Wednesday, July 29, 2009

Dance: Ten; Looks: Three (A Chorus Line)

As I've previously mentioned, I have a thing for musicals that, like most of my early musical education, comes from my dad. He would regularly watch film musicals on TV and take us to many West End shows. 'A Chorus Line', however, was not one of them - both my parents loved it but I guess that the subject matter was not appropriate for their kids. This did not preclude them from playing the soundtrack in the car and the reason that this song in particular is a Guilty Pleasure stems from one particular incident.

It was my friend Simon's bar-mitzvah and my dad had been asked to give 2 girls from school a ride to and from the function. Although I knew these girls, they were not part of my social circle. Anyway, en route my dad decides that we need some music, grabs the 'A Chorus Line' soundtrack and first song on side 2 starts: Dance: Ten; Looks: Three. Now for the uninitiated, this song is about a female dancer who is not getting any job offers and thus has some, um, surgical enhancements and it has a chorus that mostly utilizes the phrase 'Tits & Ass'. Well, this hormonal adolescent just about died and wished the car seat would swallow him up whole! We never spoke about this again...
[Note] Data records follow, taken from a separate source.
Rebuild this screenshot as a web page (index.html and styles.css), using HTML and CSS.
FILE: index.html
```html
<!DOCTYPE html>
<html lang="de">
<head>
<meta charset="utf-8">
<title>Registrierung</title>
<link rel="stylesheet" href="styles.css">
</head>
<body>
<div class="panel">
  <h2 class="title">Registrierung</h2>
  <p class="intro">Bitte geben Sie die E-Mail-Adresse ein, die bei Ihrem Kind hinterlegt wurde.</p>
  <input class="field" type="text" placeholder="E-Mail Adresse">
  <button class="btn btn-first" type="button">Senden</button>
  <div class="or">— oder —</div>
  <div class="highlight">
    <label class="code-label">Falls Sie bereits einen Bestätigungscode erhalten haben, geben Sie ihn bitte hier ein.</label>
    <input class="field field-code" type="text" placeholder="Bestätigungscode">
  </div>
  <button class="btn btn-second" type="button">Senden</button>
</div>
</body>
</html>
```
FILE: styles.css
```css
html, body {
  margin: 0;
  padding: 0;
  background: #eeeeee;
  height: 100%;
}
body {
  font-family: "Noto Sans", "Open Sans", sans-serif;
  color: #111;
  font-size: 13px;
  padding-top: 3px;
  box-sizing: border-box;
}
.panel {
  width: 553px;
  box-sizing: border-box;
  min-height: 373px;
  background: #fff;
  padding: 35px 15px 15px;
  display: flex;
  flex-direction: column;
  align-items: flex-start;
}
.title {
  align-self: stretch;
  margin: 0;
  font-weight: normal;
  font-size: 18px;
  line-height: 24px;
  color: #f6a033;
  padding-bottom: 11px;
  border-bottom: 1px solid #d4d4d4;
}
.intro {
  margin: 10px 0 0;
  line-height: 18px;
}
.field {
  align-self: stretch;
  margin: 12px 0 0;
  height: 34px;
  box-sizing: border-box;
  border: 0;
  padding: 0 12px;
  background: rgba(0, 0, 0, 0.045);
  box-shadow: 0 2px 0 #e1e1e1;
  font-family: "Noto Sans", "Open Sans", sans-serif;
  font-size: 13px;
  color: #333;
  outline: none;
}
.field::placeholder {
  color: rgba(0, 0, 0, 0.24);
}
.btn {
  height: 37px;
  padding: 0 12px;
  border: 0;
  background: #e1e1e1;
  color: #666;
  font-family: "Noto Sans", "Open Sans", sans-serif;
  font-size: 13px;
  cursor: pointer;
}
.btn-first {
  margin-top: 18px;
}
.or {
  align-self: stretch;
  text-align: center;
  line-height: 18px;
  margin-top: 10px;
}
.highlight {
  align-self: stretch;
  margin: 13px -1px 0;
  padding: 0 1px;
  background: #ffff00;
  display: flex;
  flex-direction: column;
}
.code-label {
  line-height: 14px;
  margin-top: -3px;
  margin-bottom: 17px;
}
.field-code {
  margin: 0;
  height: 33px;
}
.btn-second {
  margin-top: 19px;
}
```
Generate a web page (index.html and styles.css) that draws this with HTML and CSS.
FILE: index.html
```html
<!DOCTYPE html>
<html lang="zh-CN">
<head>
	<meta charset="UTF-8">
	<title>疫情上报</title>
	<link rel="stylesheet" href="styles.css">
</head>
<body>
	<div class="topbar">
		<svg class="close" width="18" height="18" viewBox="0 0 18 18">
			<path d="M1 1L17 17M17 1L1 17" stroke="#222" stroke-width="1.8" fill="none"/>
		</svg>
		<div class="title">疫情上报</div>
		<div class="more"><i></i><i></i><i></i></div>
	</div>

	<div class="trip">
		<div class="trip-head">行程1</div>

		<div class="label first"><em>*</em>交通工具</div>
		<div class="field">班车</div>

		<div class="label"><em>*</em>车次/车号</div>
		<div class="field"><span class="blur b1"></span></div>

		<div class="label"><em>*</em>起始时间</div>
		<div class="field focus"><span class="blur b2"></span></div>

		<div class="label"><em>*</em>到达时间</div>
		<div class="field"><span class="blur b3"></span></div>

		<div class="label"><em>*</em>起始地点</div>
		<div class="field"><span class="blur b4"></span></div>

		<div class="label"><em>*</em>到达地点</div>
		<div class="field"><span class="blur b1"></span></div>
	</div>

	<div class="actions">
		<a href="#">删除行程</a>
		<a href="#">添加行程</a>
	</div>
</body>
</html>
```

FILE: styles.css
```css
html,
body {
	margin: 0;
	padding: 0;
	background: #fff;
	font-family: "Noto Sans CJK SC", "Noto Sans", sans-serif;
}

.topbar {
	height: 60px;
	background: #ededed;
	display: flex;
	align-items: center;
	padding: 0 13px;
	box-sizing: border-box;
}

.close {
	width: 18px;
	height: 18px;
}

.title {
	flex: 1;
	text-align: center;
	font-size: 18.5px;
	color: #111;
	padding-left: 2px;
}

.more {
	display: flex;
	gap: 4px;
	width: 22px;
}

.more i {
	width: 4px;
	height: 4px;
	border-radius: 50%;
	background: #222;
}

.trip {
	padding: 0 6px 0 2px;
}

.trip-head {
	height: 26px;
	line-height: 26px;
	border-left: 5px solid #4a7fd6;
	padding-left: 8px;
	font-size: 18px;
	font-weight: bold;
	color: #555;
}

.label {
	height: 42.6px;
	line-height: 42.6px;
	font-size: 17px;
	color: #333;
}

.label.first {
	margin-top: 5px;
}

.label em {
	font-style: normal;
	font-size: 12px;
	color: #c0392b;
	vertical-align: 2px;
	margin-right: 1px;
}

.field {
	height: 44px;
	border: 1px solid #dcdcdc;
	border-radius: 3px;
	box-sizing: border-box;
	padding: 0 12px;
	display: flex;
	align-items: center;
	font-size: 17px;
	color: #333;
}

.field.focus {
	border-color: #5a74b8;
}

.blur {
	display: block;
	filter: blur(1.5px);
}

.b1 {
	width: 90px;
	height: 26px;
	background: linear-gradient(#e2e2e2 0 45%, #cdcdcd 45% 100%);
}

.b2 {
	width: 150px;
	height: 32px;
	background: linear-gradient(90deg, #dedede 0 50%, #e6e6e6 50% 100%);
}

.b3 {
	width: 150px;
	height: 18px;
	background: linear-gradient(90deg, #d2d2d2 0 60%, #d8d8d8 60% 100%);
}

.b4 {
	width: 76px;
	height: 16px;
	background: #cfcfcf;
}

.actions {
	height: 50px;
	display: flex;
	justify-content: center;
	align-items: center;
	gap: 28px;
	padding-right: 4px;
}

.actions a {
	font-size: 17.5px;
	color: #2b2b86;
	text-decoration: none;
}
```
Bonus Fact: When 'A Chorus Line' debuted, this song was not getting the audience reaction the creators had anticipated. They realised that it had been printed in the playbill under it's original title 'Tits & Ass' and therefore the audience has been expecting the setup! (Another example of this is in the mostly obscure Heather Brothers musical 'A Slice Of Saturday Night' where the song 'P.E.' has nothing to do with Physical Education...)

While Pamela Blair's original performance on the cast recording is stellar, here she is from the original Off-Broadway run at The Public Theater in 1975. The song actually starts at 2:45; the video quality is awful but the audio is amazing for being almost 50 years old (Note: NSFW lyrics obviously).


Bonus Clip: Here's Audrey Landers performing the same song in the fairly awful 1885 movie version of "A Chorus Line'

Thursday, July 16, 2009

Betty Boo - Where Are You Baby?

Another one to file in the 'I think I only liked it 'cos I fancied them' file! Betty Boo (Alison Clarkson) first appeared as a member of the all-female rap crew She Rockers and then guested on The Beatmasters 'Hey DJ'. Her first solo single was the classic(!) 'Doin' The Do' which was followed by this and the album 'Boomania'. After her second album flopped, Betty Boo effectively disappeared. Alison, however, did not - she turned her hand to songwriting and has written hits for the likes of Hear'Say, Girls Aloud, Dannii Minogue & Sophie Ellis-Bextor.


Bonus Clip: Doin' The Do... wouldn't you too!

Wednesday, July 8, 2009

OMD - Dazzle Ships

This much maligned album was always a Guilty Pleasure of mine but it seems to have been reappraised my the critic community on its 25th anniversary re-release in 2008. Orchestral Manoeuvres In The Dark were the first band I was ever a fan of. In 1981 they released of 'Architecture & Morality' which included the hits 'Souvenir', 'Joan Of Arc' & 'Joan Of Arc (Maid Of Orleans)' and sold by the bucket load. It took the band 2 years to produce a follow and when 'Dazzle Ships' was released in 1983 to say their audience was a tad confused is probably an understatement. Gone were the choral loops and heavily melodic Mellotron-laden tracks of 'Architecture & Morality' and their singles, replaced by far more chaotic singles such as 'Genetic Engineering':


and 'Radio Waves':


If that wasn't enough for most of their fans to start scratching their heads, interspersed amongst the songs on the album were tracks of musique concrete and short wave radio tape collages such as 'ABC Auto Industry' - check this live performance from 'The Tube' and note the audience not quite sure what to do at the end (and the misspelling of Frankenstein's monster!):


and 'Time Zones':


'Dazzle Ships' was a critical and commercial failure at the time and OMD reverted to a far poppier sound with 1984's 'Junk Culture' and the likes of 'Locomotion'. Although the inclusion of 'If You Leave' on the soundtrack to 'Pretty In Pink' gave the band their biggest US hit, the band would not have another Top 5 entry until 1991 and by then OMD just consisted of Andy McCluskey, the rest of the band long since departed. Recently, the original lineup has reformed, toured the entire 'Architecture & Morality' album and performed with the Royal Liverpool Philharmonic!